The Atlantic 10 women's basketball tournament is the conference championship tournament in women's basketball for the Atlantic 10 Conference (A-10). It is a single-elimination tournament involving all of the 14 league schools, and seeding is based on regular-season records with head-to-head match-up as a tie-breaker.
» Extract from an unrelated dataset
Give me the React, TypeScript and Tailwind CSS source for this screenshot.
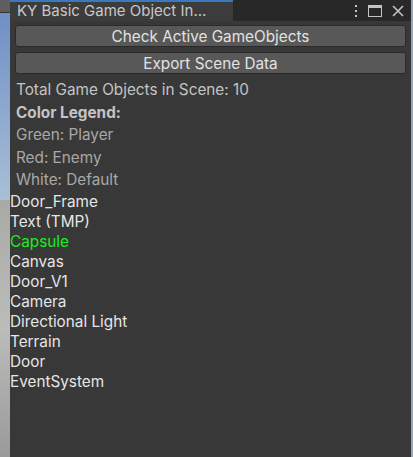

The winner receives the conference's automatic bid to the NCAA women's basketball tournament.

The top eight teams in the conference receive byes in the first round, while #12 plays #13 and #11 plays #14. The top four teams receive byes in the second round, while #5 plays the winner of #12/#13, #6 plays the winner of #11/#14, #7 plays #10, and #8 plays #9. The winners of the second-round games move on to face one of the top four seeds in the format of a normal eight-team bracket: #1 vs. #8 or #9; #2 vs. #7 or #10; #3 vs #6, #11 or #14; and #4 vs #5, #12 or #13.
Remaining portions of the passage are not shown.